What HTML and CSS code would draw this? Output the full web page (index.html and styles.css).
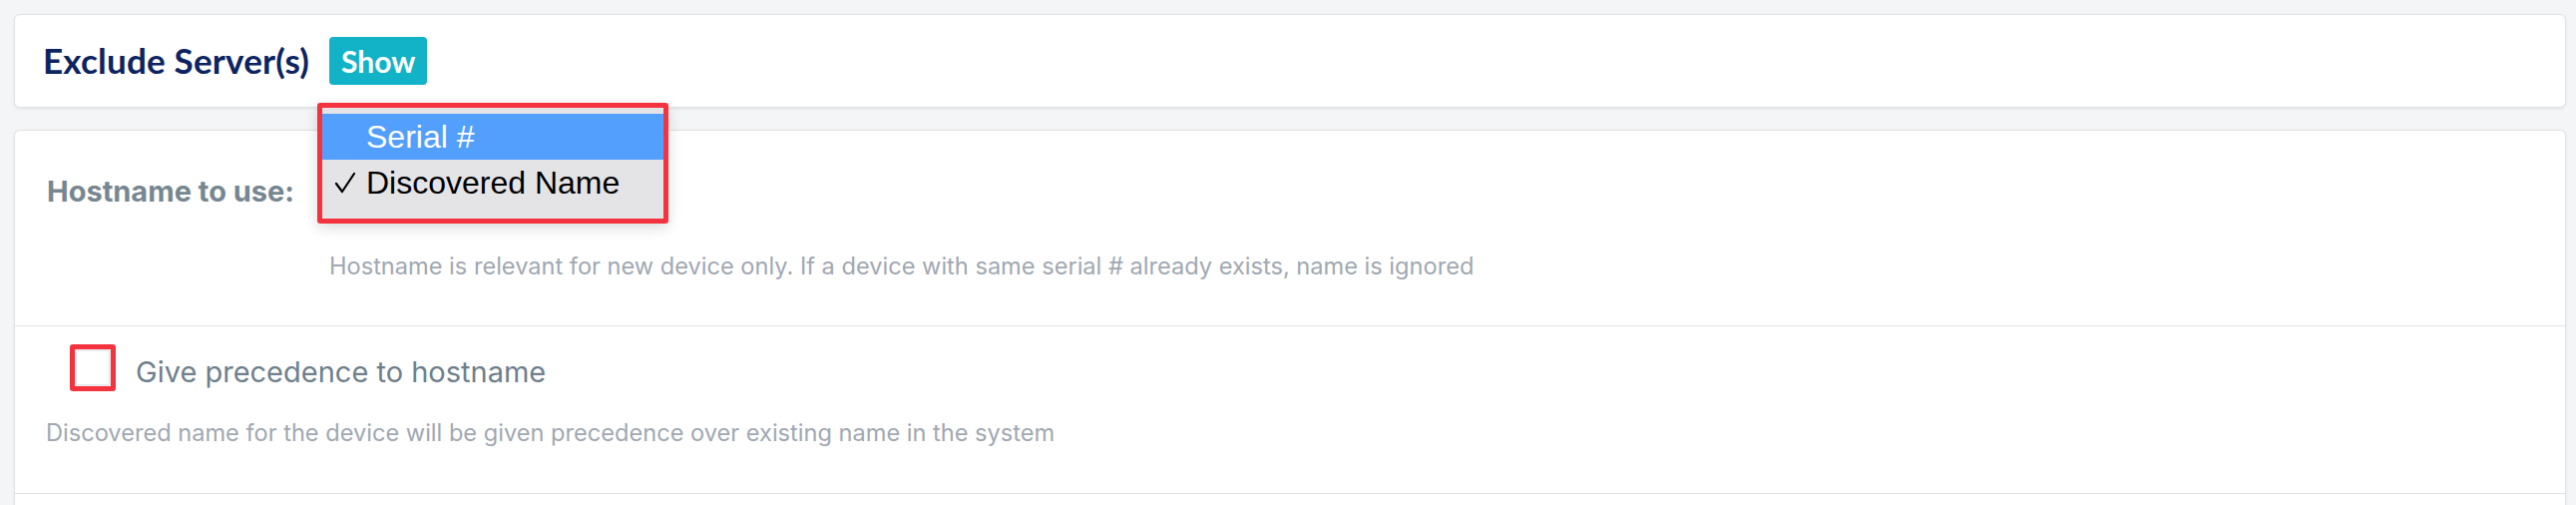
FILE: index.html
```html
<!DOCTYPE html>
<html lang="en">
<head>
<meta charset="utf-8">
<title>Exclude Server(s)</title>
<link rel="stylesheet" href="styles.css">
</head>
<body>
<div class="page">
  <section class="card card-head">
    <h2 class="title">Exclude Server(s)</h2>
    <span class="badge">Show</span>
  </section>
  <section class="card card-body">
    <div class="row row-host">
      <label class="label">Hostname to use:</label>
      <div class="field">
        <div class="select-wrap">
          <div class="select"></div>
          <ul class="menu">
            <li class="opt active"><span class="chk"></span><span>Serial #</span></li>
            <li class="opt"><span class="chk"><svg width="22" height="22" viewBox="0 0 22 22"><polyline points="2,12 8,20 20,2" fill="none" stroke="#000" stroke-width="2.2" stroke-linejoin="round" stroke-linecap="round"/></svg></span><span>Discovered Name</span></li>
          </ul>
        </div>
        <p class="help">Hostname is relevant for new device only. If a device with same serial # already exists, name is ignored</p>
      </div>
    </div>
    <div class="row row-check">
      <label class="check"><span class="box"></span><span class="check-text">Give precedence to hostname</span></label>
      <p class="desc">Discovered name for the device will be given precedence over existing name in the system</p>
    </div>
    <div class="row row-empty"></div>
  </section>
</div>
</body>
</html>
```
FILE: styles.css
```css
html, body { margin: 0; padding: 0; }
body {
  background: #f4f5f7;
  font-family: Inter, "Liberation Sans", sans-serif;
  height: 506px;
  overflow: hidden;
}
.page { padding: 14px 10px 0 14px; }
.card {
  background: #fff;
  border: 1px solid #e0e2e6;
  border-radius: 6px;
  box-shadow: 0 1px 3px rgba(0,0,0,0.08);
}
.card-head {
  height: 92px;
  box-sizing: content-box;
  display: flex;
  align-items: center;
  padding-left: 28px;
  gap: 20px;
}
.title {
  margin: 0 0 2px;
  font-family: Lato, "Liberation Sans", sans-serif;
  font-size: 35px;
  line-height: 42px;
  font-weight: 700;
  letter-spacing: 0.2px;
  color: #0c2462;
}
.badge {
  font-family: Lato, "Liberation Sans", sans-serif;
  background: #12b3c7;
  color: #fff;
  font-weight: 700;
  font-size: 30px;
  line-height: 48px;
  height: 48px;
  padding: 0 12px;
  border-radius: 4px;
}
.card-body { margin-top: 22px; }
.row + .row { border-top: 1px solid #dee2e6; }
.row-host {
  display: grid;
  grid-template-columns: 283px 1fr;
  padding-left: 32px;
  padding-bottom: 44px;
}
.label {
  margin-top: 43px;
  font-size: 29px;
  line-height: 36px;
  font-weight: 700;
  color: #778791;
}
.select-wrap { position: relative; margin-top: 40px; height: 42px; }
.menu {
  position: absolute;
  left: -12px;
  top: -68px;
  width: 342px;
  margin: 0;
  padding: 6px 0 13px;
  list-style: none;
  background: #e4e4e6;
  border: 5px solid #f5333f;
  border-radius: 3px;
  box-shadow: 0 4px 14px rgba(0,0,0,0.15);
  font-family: "Liberation Sans", Arial, sans-serif;
  font-size: 32px;
  line-height: 46px;
  color: #000;
}
.opt { display: flex; padding-left: 12px; height: 46px; }
.opt.active { background: #539ffd; color: #fff; }
.chk { width: 32px; display: flex; align-items: center; }
.help, .desc {
  margin: 0;
  font-size: 23.6px;
  line-height: 30px;
  color: #a1a8b2;
}
.help { margin-top: 39px; }
.row-check { padding: 18px 0 45px 31px; }
.check { display: flex; align-items: flex-start; gap: 20px; padding-left: 24px; }
.box {
  width: 46px;
  height: 47px;
  box-sizing: border-box;
  border: 5px solid #f5333f;
  border-radius: 3px;
  box-shadow: inset 0 0 0 2px #e9e9ec;
  background: #fff;
}
.check-text {
  margin-top: 4px;
  font-size: 29px;
  line-height: 47px;
  color: #6f7f8b;
}
.desc { margin-top: 23px; }
.row-empty { height: 40px; }
```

(What is being asked): Take the data above and repeat it exactly, leaving each picture out.

(Problem solution):
What HTML and CSS code would draw this? Output the full web page (index.html and styles.css).
FILE: index.html
```html
<!DOCTYPE html>
<html lang="en">
<head>
<meta charset="utf-8">
<title>Exclude Server(s)</title>
<link rel="stylesheet" href="styles.css">
</head>
<body>
<div class="page">
  <section class="card card-head">
    <h2 class="title">Exclude Server(s)</h2>
    <span class="badge">Show</span>
  </section>
  <section class="card card-body">
    <div class="row row-host">
      <label class="label">Hostname to use:</label>
      <div class="field">
        <div class="select-wrap">
          <div class="select"></div>
          <ul class="menu">
            <li class="opt active"><span class="chk"></span><span>Serial #</span></li>
            <li class="opt"><span class="chk"><svg width="22" height="22" viewBox="0 0 22 22"><polyline points="2,12 8,20 20,2" fill="none" stroke="#000" stroke-width="2.2" stroke-linejoin="round" stroke-linecap="round"/></svg></span><span>Discovered Name</span></li>
          </ul>
        </div>
        <p class="help">Hostname is relevant for new device only. If a device with same serial # already exists, name is ignored</p>
      </div>
    </div>
    <div class="row row-check">
      <label class="check"><span class="box"></span><span class="check-text">Give precedence to hostname</span></label>
      <p class="desc">Discovered name for the device will be given precedence over existing name in the system</p>
    </div>
    <div class="row row-empty"></div>
  </section>
</div>
</body>
</html>
```
FILE: styles.css
```css
html, body { margin: 0; padding: 0; }
body {
  background: #f4f5f7;
  font-family: Inter, "Liberation Sans", sans-serif;
  height: 506px;
  overflow: hidden;
}
.page { padding: 14px 10px 0 14px; }
.card {
  background: #fff;
  border: 1px solid #e0e2e6;
  border-radius: 6px;
  box-shadow: 0 1px 3px rgba(0,0,0,0.08);
}
.card-head {
  height: 92px;
  box-sizing: content-box;
  display: flex;
  align-items: center;
  padding-left: 28px;
  gap: 20px;
}
.title {
  margin: 0 0 2px;
  font-family: Lato, "Liberation Sans", sans-serif;
  font-size: 35px;
  line-height: 42px;
  font-weight: 700;
  letter-spacing: 0.2px;
  color: #0c2462;
}
.badge {
  font-family: Lato, "Liberation Sans", sans-serif;
  background: #12b3c7;
  color: #fff;
  font-weight: 700;
  font-size: 30px;
  line-height: 48px;
  height: 48px;
  padding: 0 12px;
  border-radius: 4px;
}
.card-body { margin-top: 22px; }
.row + .row { border-top: 1px solid #dee2e6; }
.row-host {
  display: grid;
  grid-template-columns: 283px 1fr;
  padding-left: 32px;
  padding-bottom: 44px;
}
.label {
  margin-top: 43px;
  font-size: 29px;
  line-height: 36px;
  font-weight: 700;
  color: #778791;
}
.select-wrap { position: relative; margin-top: 40px; height: 42px; }
.menu {
  position: absolute;
  left: -12px;
  top: -68px;
  width: 342px;
  margin: 0;
  padding: 6px 0 13px;
  list-style: none;
  background: #e4e4e6;
  border: 5px solid #f5333f;
  border-radius: 3px;
  box-shadow: 0 4px 14px rgba(0,0,0,0.15);
  font-family: "Liberation Sans", Arial, sans-serif;
  font-size: 32px;
  line-height: 46px;
  color: #000;
}
.opt { display: flex; padding-left: 12px; height: 46px; }
.opt.active { background: #539ffd; color: #fff; }
.chk { width: 32px; display: flex; align-items: center; }
.help, .desc {
  margin: 0;
  font-size: 23.6px;
  line-height: 30px;
  color: #a1a8b2;
}
.help { margin-top: 39px; }
.row-check { padding: 18px 0 45px 31px; }
.check { display: flex; align-items: flex-start; gap: 20px; padding-left: 24px; }
.box {
  width: 46px;
  height: 47px;
  box-sizing: border-box;
  border: 5px solid #f5333f;
  border-radius: 3px;
  box-shadow: inset 0 0 0 2px #e9e9ec;
  background: #fff;
}
.check-text {
  margin-top: 4px;
  font-size: 29px;
  line-height: 47px;
  color: #6f7f8b;
}
.desc { margin-top: 23px; }
.row-empty { height: 40px; }
```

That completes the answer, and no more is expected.